3. Regulations 175a, 175b and 175c of the Excise Regulations and the heading immediately preceding regulation 175a are repealed and the following heading and. regulation substituted:—

Blending of Imported Petrol with Petrol manufactured in Australia

“175. (1) Where imported petrol on which Customs, duty has not been paid is to be blended with petrol manufactured in Australia which is subject to the control of the Customs, a licensee of a warehouse or a manufacturer of petrol may, with the written permission of a Collector, cause the blending to take place at a warehouse or at the premises of a manufacturer of petrol.

“(2) A Collector shall give permission under sub-regulation (1) to a licence or manufacturer if—

(a) application in writing for the permission is made to a Collector by the licensee or manufacturer (as the case may be); and

(b) a security in accordance with the Act is given by the licensee or manufacturer (as the case may be).

 

“(3) Where a mixture is to be entered for home consumption, the licensee or manufacturer to whom permission was given under sub-regulation (1) shall—

(a) if the rate of Customs duty payable on imported petrol exceeds the rate of Excise duty payable on petrol manufactured in Australia, pay an amount of Customs duty calculated at a rate equal to the difference between the first-mentioned rate and the second-mentioned rate on the quantity of imported petrol contained in the mixture; and

(b) pay Excise duty on the mixture in accordance with the Act.

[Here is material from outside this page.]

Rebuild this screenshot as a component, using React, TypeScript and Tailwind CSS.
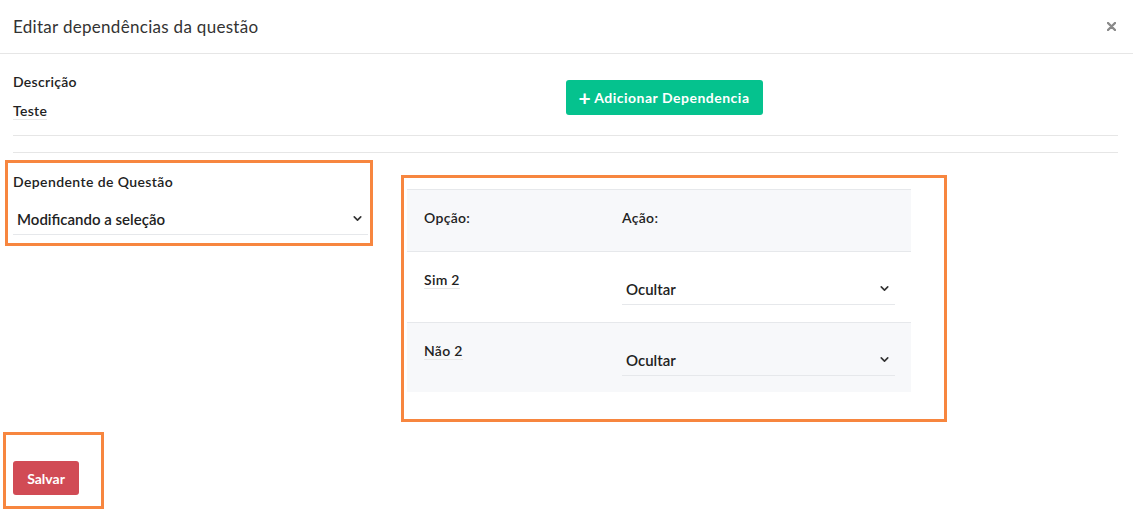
import React from "react";
import { ChevronDown } from "lucide-react";

function Select({ value, className = "" }: { value: string; className?: string }) {
  return (
    <div className={`flex h-[32px] items-center justify-between border-b border-[#e6e8eb] ${className}`}>
      <span className="pl-[4px] text-[15px] font-semibold leading-[18px] text-[#222]">{value}</span>
      <ChevronDown size={13} strokeWidth={3} className="mr-[4px] text-[#333]" />
    </div>
  );
}

export default function App() {
  return (
    <div className="h-[509px] w-full overflow-hidden bg-white text-[#222]" style={{ fontFamily: "Lato, 'Noto Sans', sans-serif" }}>
      <div className="flex h-[54px] items-center justify-between border-b border-[#e6e6e6] pl-[13px] pr-[16px]">
        <h1 className="text-[17px] font-normal tracking-[0.3px] text-[#333]">Editar dependências da questão</h1>
        <svg width="9" height="9" viewBox="0 0 9 9" className="mr-[1px]">
          <path d="M1 1 L8 8 M8 1 L1 8" stroke="#8a8a8a" strokeWidth="2.4" strokeLinecap="round" />
        </svg>
      </div>
      <div className="pl-[13px] pr-[15px]">
        <div className="grid grid-cols-2 border-b border-[#e6e6e6] pb-[15px] pt-[19px]">
          <div className="flex flex-col items-start">
            <span className="text-[14px] font-semibold leading-[18px] tracking-[0.3px]">Descrição</span>
            <span className="mt-[11px] border-b border-[#e8e8e8] text-[14px] font-semibold leading-[17px] tracking-[0.3px]">Teste</span>
          </div>
          <div className="pt-[7px]">
            <button className="flex h-[35px] items-center gap-[3px] rounded-[3px] bg-[#05c28e] px-[13px] text-[14px] font-bold tracking-[0.5px] text-white">
              <span className="text-[21px] font-bold leading-none">+</span>
              Adicionar Dependencia
            </button>
          </div>
        </div>
        <div className="mt-[16px] border-t border-[#e6e6e6]" />
        <div className="mt-[7px] flex items-start">
          <div className="-ml-[8px] h-[86px] w-[368px] border-[3px] border-[#f7863f] pl-[5px] pr-[2px] pt-[10px]">
            <div className="text-[14px] font-semibold leading-[18px] tracking-[0.4px]">Dependente de Questão</div>
            <Select value="Modificando a seleção" className="mt-[12px]" />
          </div>
          <div className="ml-[28px] mt-[15px] w-[546px] border-[3px] border-[#f7863f] pb-[27px] pl-[3px] pt-[11px]">
            <div className="w-[504px]">
              <div className="flex h-[62px] border-t border-[#e6e8eb] bg-[#f7f8fa] pt-[19px]">
                <div className="w-[215px] pl-[17px] text-[14px] font-semibold leading-[18px] tracking-[0.3px]">Opção:</div>
                <div className="flex-1 text-[14px] font-semibold leading-[18px] tracking-[0.3px]">Ação:</div>
              </div>
              <div className="flex h-[71px] border-t border-[#e6e8eb] bg-white pt-[18px]">
                <div className="w-[215px] pl-[17px] leading-[18px]">
                  <span className="border-b border-[#e8e8e8] text-[14px] font-semibold leading-[17px] tracking-[0.3px]">Sim 2</span>
                </div>
                <div className="flex-1 pr-[16px]">
                  <Select value="Ocultar" className="mt-[3px]" />
                </div>
              </div>
              <div className="flex h-[70px] border-t border-[#e6e8eb] bg-[#f7f8fa] pt-[18px]">
                <div className="w-[215px] pl-[17px] leading-[18px]">
                  <span className="border-b border-[#e8e8e8] text-[14px] font-semibold leading-[17px] tracking-[0.3px]">Não 2</span>
                </div>
                <div className="flex-1 pr-[16px]">
                  <Select value="Ocultar" className="mt-[3px]" />
                </div>
              </div>
            </div>
          </div>
        </div>
        <div className="-ml-[10px] mt-[10px] h-[77px] w-[101px] border-[3px] border-[#f7863f] pl-[7px] pt-[26px]">
          <button className="flex h-[34px] w-[66px] items-center justify-center rounded-[3px] bg-[#d14b55] text-[14px] font-bold text-white">
            Salvar
          </button>
        </div>
      </div>
    </div>
  );
}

“(4) In sub-regulation (3), ‘mixture’ means petrol consisting of a quantity of imported petrol and a quantity of petrol manufactured in Australia blended in accordance with sub-regulation (1).”.

4. Regulation 209a of the Excise Regulations is amended by omitting the words “Subject to the provisions of regulations 31, 37, 75g and 78a.jof these Regulations, a manufacturer” and substituting the words “A manufacturer”.

5. The Schedule to the Excise Regulations is amended by omitting Forms 22b and 22c.